Conservative talk radio host Rush Limbaugh returned to his show on Friday following the announcement of his advanced lung cancer diagnosis, and spoke about receiving the Presidential Medal of Freedom at President Trump's State of the Union address on Tuesday.
"It couldn't stop looking down at it the whole time that I'm wearing it. ... It's just beautiful," Limbaugh told his listeners.
After taking a call from a listener, who told Limbaugh that the Medal of Freedom "couldn't have gone to a better person," the radio host responded by saying, "It's a once-in-a-lifetime thing" and that it's "so special."
"The president was not going to let me miss it, he was not going to let me talk him or myself out of appearing at the House chamber that night," Limbaugh elaborated. "Remember folks, I knew I was going to get the medal. The president had told me that it was going to happen in a couple of weeks in the Oval Office."
While he refrained from going into detail about his conversation with the president, the conservative giant vowed that "someday" he'll be "able to tell the entire story" about how Trump refused to hear no, promising his listeners, "you'll laugh yourself silly."

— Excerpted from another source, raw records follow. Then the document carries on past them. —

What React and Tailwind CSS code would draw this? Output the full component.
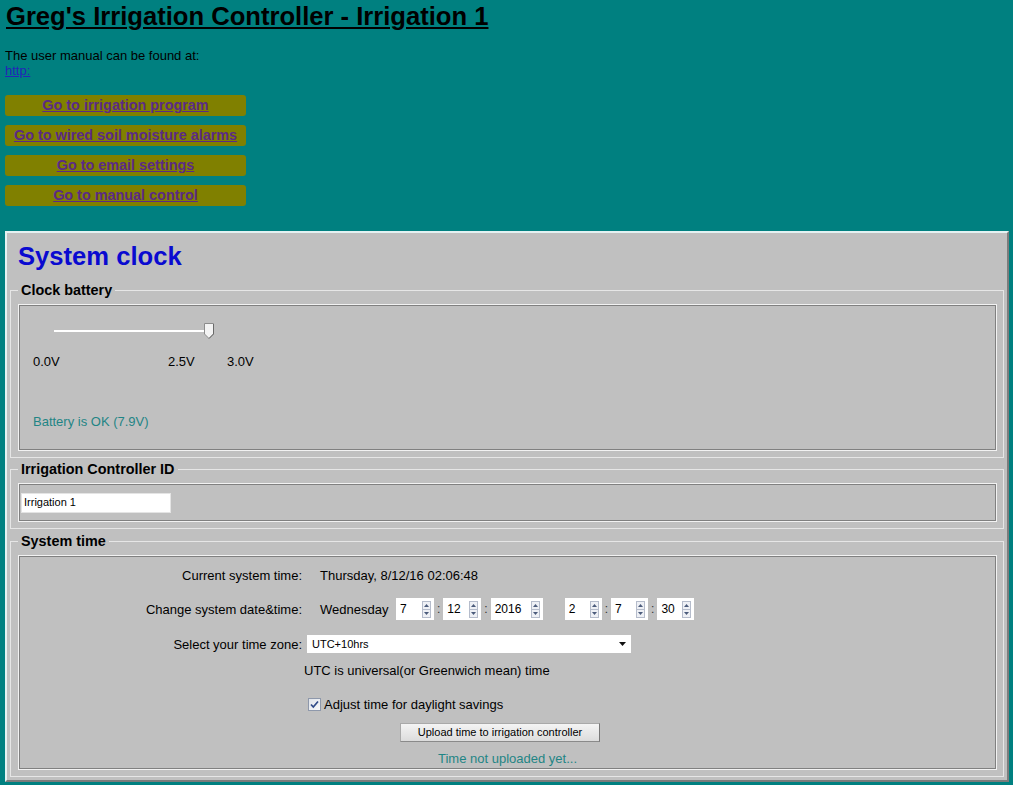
import React from 'react';

const navLinks = [
  'Go to irrigation program',
  'Go to wired soil moisture alarms',
  'Go to email settings',
  'Go to manual control',
];

const Arrow = ({ up }) => (
  <svg width="5" height="3" viewBox="0 0 5 3">
    <path d={up ? 'M2.5 0 L5 3 H0 Z' : 'M0 0 H5 L2.5 3 Z'} fill="#4b5b7b" />
  </svg>
);

const Spin = ({ value, w }) => (
  <div className={`flex h-[22px] items-center bg-white ${w}`}>
    <span className="flex-1 pl-[4px] text-[12px] leading-none text-black">{value}</span>
    <div className="mr-[3px] flex h-[17px] w-[9px] flex-col border border-[#b5bccb] bg-[#eef0f5]">
      <div className="flex flex-1 items-center justify-center border-b border-[#b5bccb]">
        <Arrow up />
      </div>
      <div className="flex flex-1 items-center justify-center">
        <Arrow />
      </div>
    </div>
  </div>
);

const Colon = () => <span className="mx-[3px] text-[12px] text-[#333]">:</span>;

const Group = ({ title, children, className }) => (
  <fieldset className={`mx-[3px] border border-[#e6e6e6] pr-[7px] pb-[7px] pl-[8px] ${className}`}>
    <legend className="-ml-[1px] px-[3px] text-[14.4px] font-bold leading-[17px] text-black">{title}</legend>
    {children}
  </fieldset>
);

const Box = ({ h, children }) => (
  <div className={`mt-[6px] border border-[#808080] shadow-[0_0_0_1px_#f2f2f2] ${h}`}>{children}</div>
);

export default function App() {
  return (
    <div className="min-h-screen bg-[#008080] pt-[2px] pr-[4px] pb-[2px] pl-[5px] font-['Liberation_Sans',Arial,sans-serif] text-[13px] leading-[15px] text-black">
      <h1 className="ml-[1px] text-[25.6px] font-bold leading-[29px] underline">
        Greg's Irrigation Controller - Irrigation 1
      </h1>
      <p className="mt-[17px]">
        The user manual can be found at:
        <br />
        <a href="#" className="text-[#2424b8] underline">http:</a>
      </p>

      <div className="mt-[17px] flex w-[241px] flex-col gap-[9px]">
        {navLinks.map((t) => (
          <div key={t} className="flex h-[21px] items-center justify-center rounded-[3px] bg-[#808000]">
            <a href="#" className="text-[14.4px] font-bold leading-[17px] text-[#5b2a86] underline">{t}</a>
          </div>
        ))}
      </div>

      <div className="mt-[25px] border-2 border-t-[#e4f2f2] border-r-[#7c7c7c] border-b-[#7c7c7c] border-l-[#e4f2f2] bg-[#c0c0c0] pt-[9px] pb-[3px]">
        <h2 className="ml-[11px] text-[25.6px] font-bold leading-[29px] text-[#0a0ad0]">System clock</h2>

        <Group title="Clock battery" className="mt-[11px]">
          <Box h="h-[145px]">
            <div className="mt-[16px] flex h-[18px] items-center">
              <div className="ml-[34px] h-[2px] w-[150px] bg-white" />
              <svg width="12" height="18" viewBox="0 0 12 18" className="-ml-[1px]">
                <path d="M1.5 1.5 H10.5 V12 L6 16.5 L1.5 12 Z" fill="#f3f3f3" stroke="#8c8c8c" />
                <path d="M10.5 2 V12 L6 16.5" fill="none" stroke="#6a6a6a" />
              </svg>
            </div>
            <div className="mt-[14px] ml-[13px] flex">
              <span className="w-[135px]">0.0V</span>
              <span className="w-[59px]">2.5V</span>
              <span>3.0V</span>
            </div>
            <div className="mt-[45px] ml-[13px] text-[#1f8585]">Battery is OK (7.9V)</div>
          </Box>
        </Group>

        <Group title="Irrigation Controller ID" className="mt-[3px]">
          <Box h="h-[37px] flex items-center">
            <div className="ml-[1px] flex h-[20px] w-[150px] items-center bg-white pl-[3px] text-[11px] shadow-[inset_0_0_0_1px_#e4e4e4]">
              Irrigation 1
            </div>
          </Box>
        </Group>

        <Group title="System time" className="mt-[4px]">
          <Box h="h-[213px]">
            <div className="mt-[8px] flex h-[20px] items-center">
              <span className="w-[282px] text-right">Current system time:</span>
              <span className="ml-[18px]">Thursday, 8/12/16 02:06:48</span>
            </div>
            <div className="mt-[13px] flex h-[22px] items-center">
              <span className="w-[282px] text-right">Change system date&amp;time:</span>
              <span className="ml-[18px] w-[76px]">Wednesday</span>
              <Spin value="7" w="w-[38px]" />
              <Colon />
              <Spin value="12" w="w-[38px]" />
              <Colon />
              <Spin value="2016" w="w-[52px]" />
              <div className="w-[22px]" />
              <Spin value="2" w="w-[37px]" />
              <Colon />
              <Spin value="7" w="w-[37px]" />
              <Colon />
              <Spin value="30" w="w-[37px]" />
            </div>
            <div className="mt-[15px] flex h-[18px] items-center">
              <span className="w-[282px] text-right">Select your time zone:</span>
              <div className="ml-[5px] flex h-[18px] w-[324px] items-center justify-between bg-white pr-[4px] pl-[5px] text-[11px]">
                <span>UTC+10hrs</span>
                <svg width="8" height="5" viewBox="0 0 8 5">
                  <path d="M0 0 H7 L3.5 4 Z" fill="#111" />
                </svg>
              </div>
            </div>
            <div className="mt-[10px] pl-[284px]">UTC is universal(or Greenwich mean) time</div>
            <div className="mt-[19px] flex h-[15px] items-center pl-[288px]">
              <svg width="13" height="13" viewBox="0 0 13 13">
                <defs>
                  <linearGradient id="cb" x1="0" y1="0" x2="1" y2="1">
                    <stop offset="0" stopColor="#dfe3ea" />
                    <stop offset="1" stopColor="#f7f8fa" />
                  </linearGradient>
                </defs>
                <rect x="0.5" y="0.5" width="12" height="12" fill="url(#cb)" stroke="#8e98ab" />
                <path d="M3 6.5 L5.3 9 L10 3.5" fill="none" stroke="#2f4a88" strokeWidth="1.7" />
              </svg>
              <span className="ml-[3px]">Adjust time for daylight savings</span>
            </div>
            <div className="mt-[11px] pl-[380px]">
              <div className="flex h-[19px] w-[200px] items-center justify-center border border-[#a9a9a9] border-r-[#777] border-b-[#8a8a8a] bg-gradient-to-b from-[#f4f4f4] to-[#dcdcdc] text-[11px]">
                Upload time to irrigation controller
              </div>
            </div>
            <div className="mt-[9px] text-center text-[#1f8585]">Time not uploaded yet...</div>
          </Box>
        </Group>
      </div>
    </div>
  );
}
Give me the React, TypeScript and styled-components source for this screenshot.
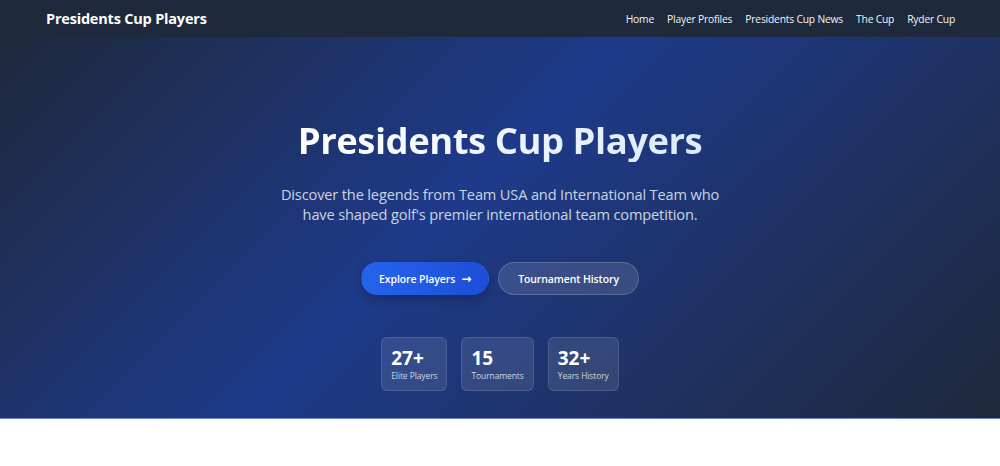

"No matter how polite, no matter how sincere, no matter heartfelt, no way, not possible," Limbaugh continued. "It's an aspect to his personality that these people -- his political opponents haven't the slightest idea, no way of understanding it. He will not be denied ... and I don't mean that as he's oppressive and insensitive and doesn't listen. In fact, it's the exact opposite."
Limbaugh told his audience that all the support he has received has been a blessing, and he evoked New York Yankees legend Lou Gehrig, who famously declared that he considered himself “the luckiest man on the face of the earth” after being diagnosed with the fatal ALS back in 1939. Limbaugh said he has seen the historic footage of Gehrig’s speech numerous times over the years.
“The first two or three times I heard it, I had trouble processing it. How in the world can anybody feel lucky after having been told that you have a disease for which there is no recovery, and that it’s fast. … There was a part of me that thought, okay this is something that famous people are supposed to say. … I thought, clearly there is a portion of Lou Gehrig that thinks he has to say this,” Limbaugh said. “Now I know that’s all wrong. Now I know that there was nothing forced or phony or public relations related about it. Because I feel the same way.
“I cannot thank all of the people that I have heard from since Monday,” he said. “To have this kind of support, and to know it, to be fully aware of it, it does make me one of the luckiest people alive.”
Fox News' Brian Flood contributed to this report.